É difícil imaginar que o empregado terá condições de escolher o árbitro e o procedimento quando da instauração da arbitragem, conforme a própria Lei nº 9.307 prevê, tendo em vista que em muitos casos não se abre sequer a possibilidade de o empregado negociar as condições de trabalho a qual será submetido.
Ressalte-se, ainda, que há previsões expressas no texto consolidado que não admitem a modificação do contrato em prejuízo ao empregado, ou que contravenham as disposições de proteção ao trabalho. É a hipótese dos artigos 444 e 468, da CLT.
Na extensa lista de impeditivos legais à aplicação da arbitragem em sede de dissídios trabalhistas individuais, a jurisprudência também aponta para a previsão do artigo 477, parágrafo 2°, da CLT, que só admite quitação das parcelas discriminadas no instrumento de rescisão ou recibo de quitação. A quitação geral aposta no termo de rescisão do contrato de trabalho do empregado, com a finalidade de impedir o acesso do trabalhador ao Judiciário, agride frontalmente a referida previsão consolidada.
Por último, deve-se ressaltar que não se admite a utilização da arbitragem para homologar o pagamento de verbas rescisórias. A assistência na rescisão do contrato de trabalho deverá ser feita na delegacia regional do trabalho ou no sindicato da categoria profissional do trabalhador.

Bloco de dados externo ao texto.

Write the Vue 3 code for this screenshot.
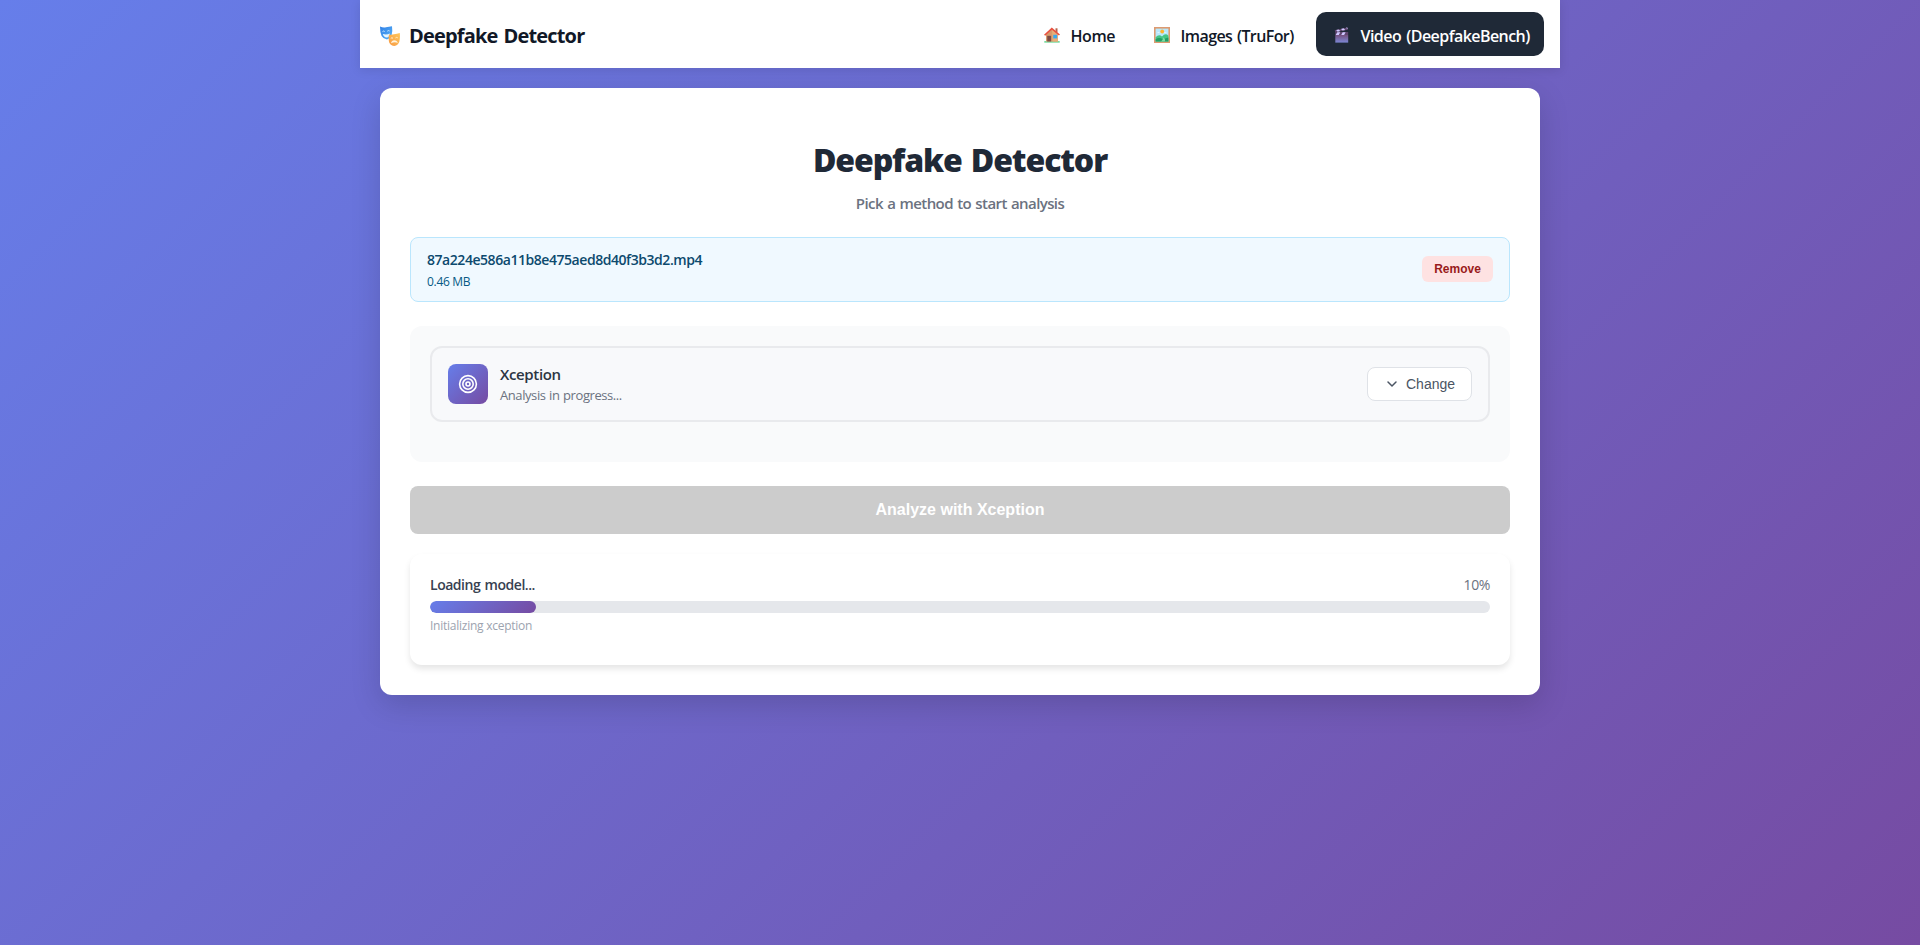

Pela breve análise dos institutos, dos princípios e das normas que regem o direito do trabalho, bem como do exame da jurisprudência desta Justiça especializada, resulta evidente a impossibilidade de as partes elegerem a arbitragem como meio para a resolução de eventual conflito individual trabalhista, sob pena e risco de a Justiça do Trabalho retirar a eficácia da sentença arbitral, principalmente no tocante ao seu efeito intrínseco de fazer coisa julgada.